Businesses seem largely won over by the proposals because a compulsory approach will provide a step change in enabling companies to manage and reduce emissions on a transparent basis. The proposals seek to provide a single consistent standard and provide information that will form the basis upon which energy efficiency decisions can be taken, which in turn should allow companies to save money through reduced energy costs. Whilst the number of companies initially affected is limited as the rules will not extend to cover private companies or those listed on the Alternative Investment Market at the outset, those companies may well fall within the scope of the rules in the future. A review of the rules will be undertaken in 2015, and, in 2016, the Government will then take a decision as to whether to extend the requirement to all "large companies" for the purposes of the Companies Act 2006. In addition to the fully listed companies caught by the original rules, this would affect about another 24,000 businesses.
To What Extent Will Group Operations and Interests Be Covered?
Company law requires directors' reports to cover all of the companies that are the subject of the financial portion of the Annual Report. This means that (subject to the "comply or explain" regime discussed below) companies will not be able to choose what organisational boundaries apply to their group-wide GHG emissions information in the directors' report but will be required to report their emissions on the same organisational basis as in their financial report. Accordingly, companies will have to include information on their group-wide GHG emissions, including their overseas activities where appropriate. This will ensure that investors and stakeholders will see the true picture of the company's emissions on a group-wide consolidated basis.
What GHG Emissions Information Will Be Required?
Companies will be required to report on all six GHGs covered in the Kyoto Protocol i.e. carbon dioxide, methane, hydrofluorocarbons, nitrous oxide, perfluorocarbons and sulphur hexaflouride. The reporting will be in carbon dioxide equivalents. Companies will be able to use the already produced Department of Environment, Food and Rural Affairs ("DEFRA") and Department for Energy & Climate Change ("DECC") guidance on emissions conversion factors when calculating their emissions. The UK Guidance is based on the GHG Protocol, the internationally recognised standard for corporate accounts and reporting of GHG emissions, and it also aligns with the International Organisation for Standardisation ("ISO") 14064-1. Where it is not possible to collect the information required, principally in respect of overseas operations, the rules will allow the company to state the extent to which it has been able to report through a "comply or explain" clause.

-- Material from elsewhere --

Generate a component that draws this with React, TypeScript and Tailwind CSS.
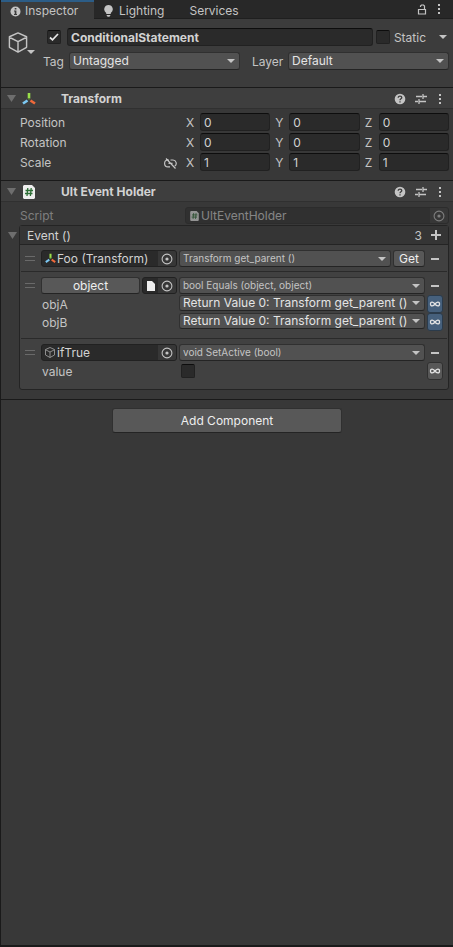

Scope of Emissions Covered
The regulations will provide that companies, as a minimum, will have to report their Scope 1 and Scope 2 emissions and will encourage the reporting of significant Scope 3 emissions.
Scope 1 covers direct emissions related to activities owned or controlled by an organisation that releases emissions straight into the atmosphere, including, for example, emissions from combustion in owned or controlled boilers, furnaces and vehicles and from chemical production in owned or controlled processing equipment.

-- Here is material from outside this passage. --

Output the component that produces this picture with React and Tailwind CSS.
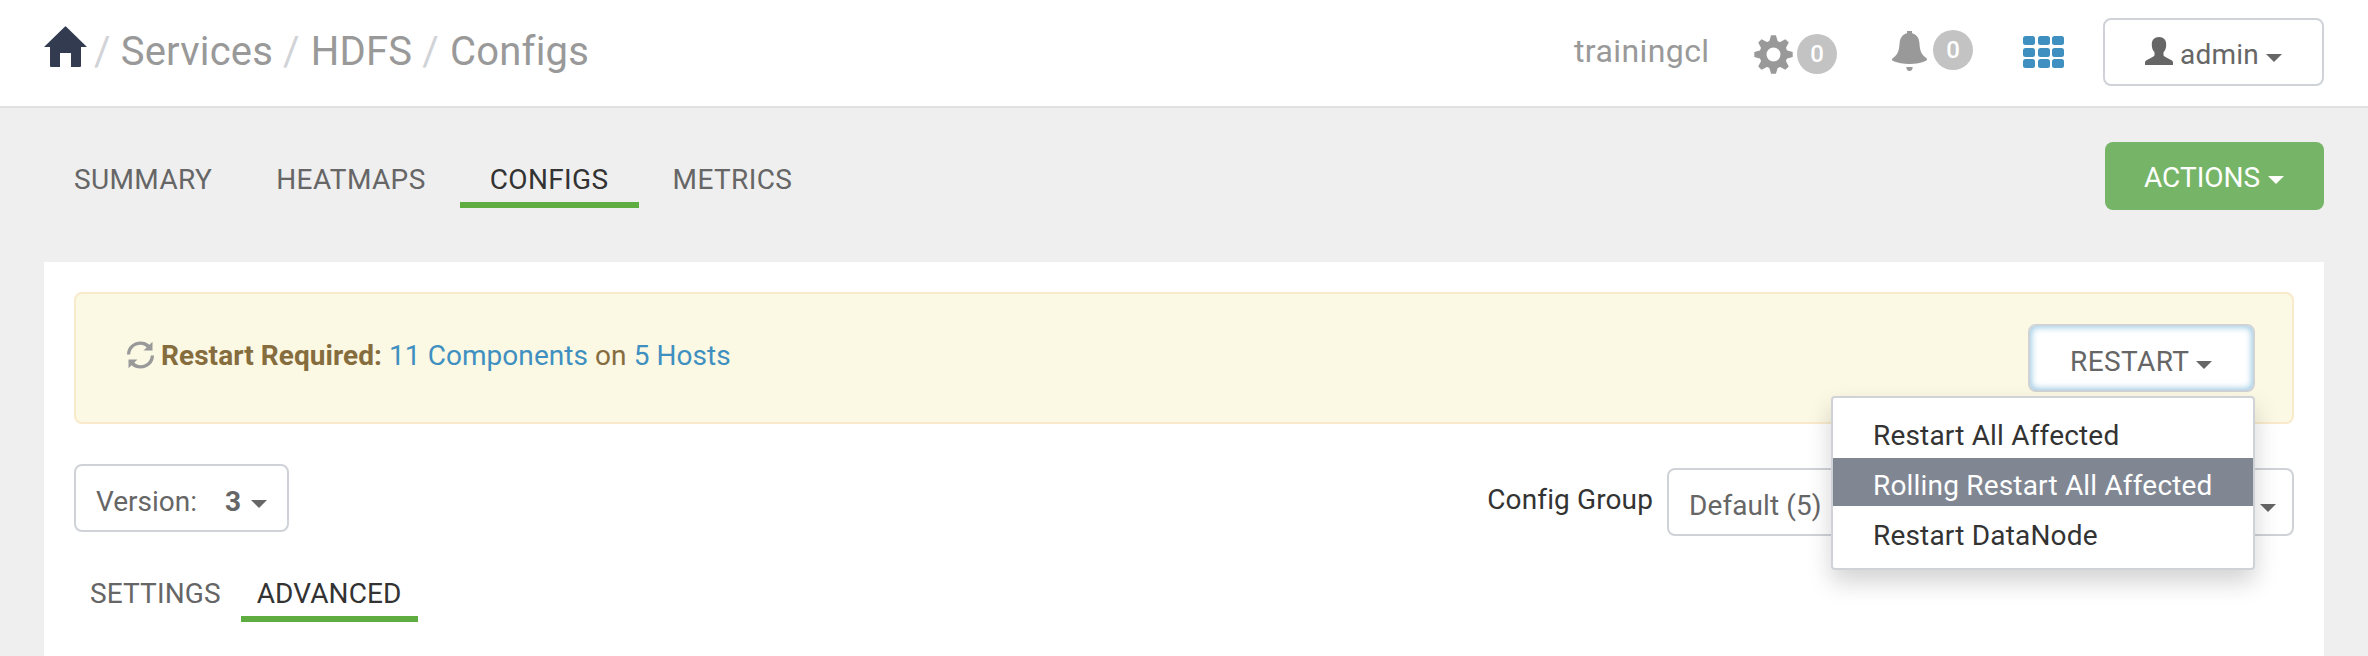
import React from "react";

const Caret = ({ className = "" }) => (
  <span
    className={`inline-block h-0 w-0 shrink-0 border-x-8 border-t-8 border-x-transparent border-t-current ${className}`}
  />
);

const HomeIcon = () => (
  <svg className="block h-[41px] w-[43px] shrink-0" viewBox="0 0 43 41" fill="#323b4f">
    <path d="M20.800.7a1 1 0 0 1 1.400 0L43 21h-6v19a1 1 0 0 1-1 1h-9V27H16v14H7a1 1 0 0 1-1-1V21H0z" />
  </svg>
);

const TEETH = [0, 45, 90, 135, 180, 225, 270, 315];

const CogIcon = () => (
  <svg className="block h-[39px] w-[39px] shrink-0" viewBox="-19.5 -19.5 39 39">
    <g fill="#999">
      {TEETH.map((a) => (
        <path key={a} transform={`rotate(${a})`} d="M-2.4-19.2h4.8L4.6-12h-9.2z" />
      ))}
    </g>
    <circle r="10.5" fill="none" stroke="#999" strokeWidth="7" />
  </svg>
);

const BellIcon = () => (
  <svg className="block h-[40px] w-[35px] shrink-0" viewBox="0 0 35 40" fill="#999">
    <path d="M15 0h5v2.200c4.500 1 7 4.500 7.400 9.500.5 8 1.600 11.500 7.200 15.500.8 1 .4 2-.6 2.500C29 32 24 33 17.500 33S6 32 1 30c-1-.5-1.400-1.500-.6-2.500C6 23.500 7.100 20 7.600 12 8 7 10.500 3.200 15 2.200z" />
    <path d="M14.300 36h6.400c0 2-1 4-3.200 4s-3.200-2-3.200-4z" />
  </svg>
);

const GridIcon = () => (
  <span className="grid grid-cols-3 gap-x-[2.500px] gap-y-[2.500px]">
    {Array.from({ length: 9 }, (_, i) => (
      <span key={i} className="h-[9px] w-[12px] rounded-[2.500px] bg-[#3f90c0]" />
    ))}
  </span>
);

const UserIcon = () => (
  <svg className="block h-[28px] w-[28px] shrink-0" viewBox="0 0 28 28" fill="#666">
    <path d="M14 0c4.500 0 7.200 2.800 7.200 7.500 0 3.500-.9 6-2.700 7.800v2.500c0 1 .5 1.500 1.500 2l6.500 3.500c1 .6 1.500 1.300 1.500 2.500V28H0v-2.200c0-1.200.5-1.900 1.500-2.500L8 19.800c1-.5 1.500-1 1.500-2v-2.500C7.700 13.500 6.800 11 6.800 7.500 6.800 2.800 9.500 0 14 0z" />
  </svg>
);

const REFRESH_ARC =
  "M0 13.500C0 6 6 .5 13.500.5c3.500 0 6.500 1.200 9 3.300L25.500.8V9.500h-9l3.200-3C18 4.800 16 3.800 13.500 3.800c-5.700 0-10 4.200-10.300 9.700z";

const RefreshIcon = () => (
  <svg className="block h-[28px] w-[27px] shrink-0" viewBox="0 0 27 28" fill="#999">
    <path d={REFRESH_ARC} />
    <path transform="rotate(180 13.500 14)" d={REFRESH_ARC} />
  </svg>
);

const Badge = () => (
  <span className="flex h-10 w-10 items-center justify-center rounded-full bg-[#c3c3c3] text-2xl font-medium text-white">0</span>
);

const Slash = ({ className }) => <span className={`text-[#d1d3d7] ${className}`}>/</span>;

const Tab = ({ active, className, children }) => (
  <span
    className={`flex h-[48px] items-start border-b-[6px] leading-10 ${
      active ? "border-[#5fad41] text-[#333]" : "border-transparent text-[#666]"
    } ${className}`}
  >
    {children}
  </span>
);

const Header = () => (
  <header className="flex h-[108px] items-start border-b-2 border-[#e1e1e1] bg-white pl-[44px] pr-[44px] text-[#999]">
    <div className="flex pt-[26px] text-[40px] leading-[52px] tracking-[0.2px]">
      <HomeIcon />
      <Slash className="ml-[7px]" />
      <span className="ml-[10px]">Services</span>
      <Slash className="ml-[10px]" />
      <span className="ml-[11px]">HDFS</span>
      <Slash className="ml-[10px]" />
      <span className="ml-[11px]">Configs</span>
    </div>
    <div className="ml-auto flex items-start">
      <span className="mt-[31px] w-[180px] text-[32px] leading-10 tracking-[0.4px]">trainingcl</span>
      <div className="flex w-[138px] gap-1 pt-[34px]">
        <span className="pt-px"><CogIcon /></span>
        <Badge />
      </div>
      <div className="flex w-[131px] gap-[6px] pt-[30px]">
        <span className="pt-px"><BellIcon /></span>
        <Badge />
      </div>
      <div className="w-20 pt-[36px]">
        <span className="block w-[41px]"><GridIcon /></span>
      </div>
      <button className="mt-[18px] flex h-[68px] w-[221px] items-center rounded-lg border-2 border-[#cfd3d7] bg-white pl-10 text-[28px] text-[#666]">
        <span className="-mt-[2px]"><UserIcon /></span>
        <span className="ml-[7px] mt-[6px] tracking-[0.2px]">admin</span>
        <Caret className="ml-[7px] mt-[12px]" />
      </button>
    </div>
  </header>
);

const RestartMenu = () => (
  <div className="absolute -right-[2px] top-[70px] z-10 flex h-[174px] w-[424px] flex-col gap-[2px] rounded border-2 border-[#cfd3d7] bg-white pt-[10px] text-left tracking-[0.18px] text-[#333] shadow-[0_12px_24px_rgba(0,0,0,0.175)]">
    <span className="h-12 pl-10 leading-[55px]">Restart All Affected</span>
    <span className="h-12 bg-[#808793] pl-10 leading-[55px] text-white">Rolling Restart All Affected</span>
    <span className="h-12 pl-10 leading-[55px]">Restart DataNode</span>
  </div>
);

const Alert = () => (
  <div className="flex h-[132px] items-start rounded-lg border-2 border-[#f9eacb] bg-[#fbf8e4] pl-[51px] pr-[37px] text-[#866d3e]">
    <span className="pt-[47px]"><RefreshIcon /></span>
    <p className="ml-[7px] mt-[42px] leading-10 tracking-[0.06px]">
      <b className="font-bold">Restart Required:</b> <a className="text-[#3f90c0]">11 Components</a> on{" "}
      <a className="text-[#3f90c0]">5 Hosts</a>
    </p>
    <div className="relative ml-auto mt-[30px] flex h-[68px] w-[227px] items-center rounded-lg border-2 border-[#cfd3d7] bg-white pl-10 text-[#666] shadow-[inset_0_0_7px_1px_#8fc4e2]">
      <span className="mt-[7px] tracking-[0.4px]">RESTART</span>
      <Caret className="ml-[7px] mt-[13px]" />
      <RestartMenu />
    </div>
  </div>
);

export default function App() {
  return (
    <div className="flex h-[656px] w-full flex-col overflow-hidden bg-[#efefef] font-['Roboto',sans-serif] text-[28px] leading-10 tracking-normal">
      <Header />
      <nav className="flex h-[154px] items-start gap-1 pl-[44px] pr-[44px] tracking-[0.38px]">
        <Tab className="mt-[52px] px-[30px]">SUMMARY</Tab>
        <Tab className="mt-[52px] px-[30px]">HEATMAPS</Tab>
        <Tab active className="mt-[52px] px-[30px]">CONFIGS</Tab>
        <Tab className="mt-[52px] px-[30px]">METRICS</Tab>
        <button className="ml-auto mt-[34px] flex h-[68px] w-[219px] items-center rounded-lg bg-[#76b568] pl-[39px] tracking-normal text-white">
          <span className="mt-[3px]">ACTIONS</span>
          <Caret className="ml-2 mt-[8px]" />
        </button>
      </nav>
      <main className="mx-[44px] flex-1 bg-white px-[30px] pt-[30px]">
        <Alert />
        <div className="flex items-start pt-10">
          <button className="flex h-[68px] w-[215px] items-center rounded-lg border-2 border-[#cfd3d7] pl-5 text-[#666]">
            <span className="mt-[7px]">Version:</span>
            <b className="ml-[28px] mt-[7px] font-bold">3</b>
            <Caret className="ml-[10px] mt-[12px]" />
          </button>
          <span className="ml-auto mt-[16px] tracking-[0.12px] text-[#333]">Config Group</span>
          <button className="ml-[14px] mt-1 flex h-[68px] w-[627px] items-center justify-between rounded-lg border-2 border-[#cfd3d7] pl-5 pr-4 tracking-[0.1px] text-[#666]">
            <span className="mt-[7px]">Default (5)</span>
            <Caret className="mt-[12px]" />
          </button>
        </div>
        <div className="flex items-start gap-1 pt-[38px] tracking-[0.12px]">
          <Tab className="px-4">SETTINGS</Tab>
          <Tab active className="px-4">ADVANCED</Tab>
        </div>
      </main>
    </div>
  );
}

Scope 2 covers indirect emissions being released into the atmosphere associated with consumption of purchased electricity, heat, steam and cooling. These are indirect emissions that are a consequence of the organisation's activity which occur at sources which the organisation does not own or control.
Scope 3 covers other indirect emissions which are effectively a consequence of the organisation's actions, which occur at sources which the organisation does not own or control and which are not covered by Scope 2 emissions. Examples would include business travel by means not owned or controlled by the organisation.
Base Year, Methodology and Verification
The new regulations will require a company to report the emissions for a base year of their choice and require that they report if the base year has been recalculated. Current guidance suggests that companies should set a base year recalculation policy and provide guidance on how to determine if the base year should be recalculated. Recalculation should ensure that appropriate comparisons can be made between different years despite changes in the company structure.
Those affected by the rules will be required to state the method and tools they have used to calculate their emissions i.e. the UK Guidance or another recognised standard or framework.
Verification of data in the context of environmental reporting has proved to be a difficult topic so far, but it has been confirmed that there will not be an additional requirement to include a further assurance or verification requirement in the company's annual accounts specifically on GHG emissions data within the report. Instead, and as provided for by section 496 of the Companies Act 2006, the auditor will be required to state in his report on the directors' report whether the information it contains is consistent with the accounts to which it relates.
As a result of the new rules, the United Kingdom will be the first country in the world to make it compulsory for certain companies to include GHG emissions data for their entire organisation in their annual reports. In doing so, the Government is hoping that this will encourage other countries to follow suit and enable investors and stakeholders to see which companies are managing their previously hidden long term costs of GHG emissions. Whilst the draft regulations are eagerly awaited by business so that the precise nature and extent of the reporting obligations can be fully understood, the Government has now given a clear indication of their likely scope and content. It seems that it will merely be a matter of time before the net of organisations covered by the rules extends beyond just the fully listed companies as the United Kingdom continually strives to take the lead in its ambitious plans to reduce GHG emissions ahead of any new binding global agreement.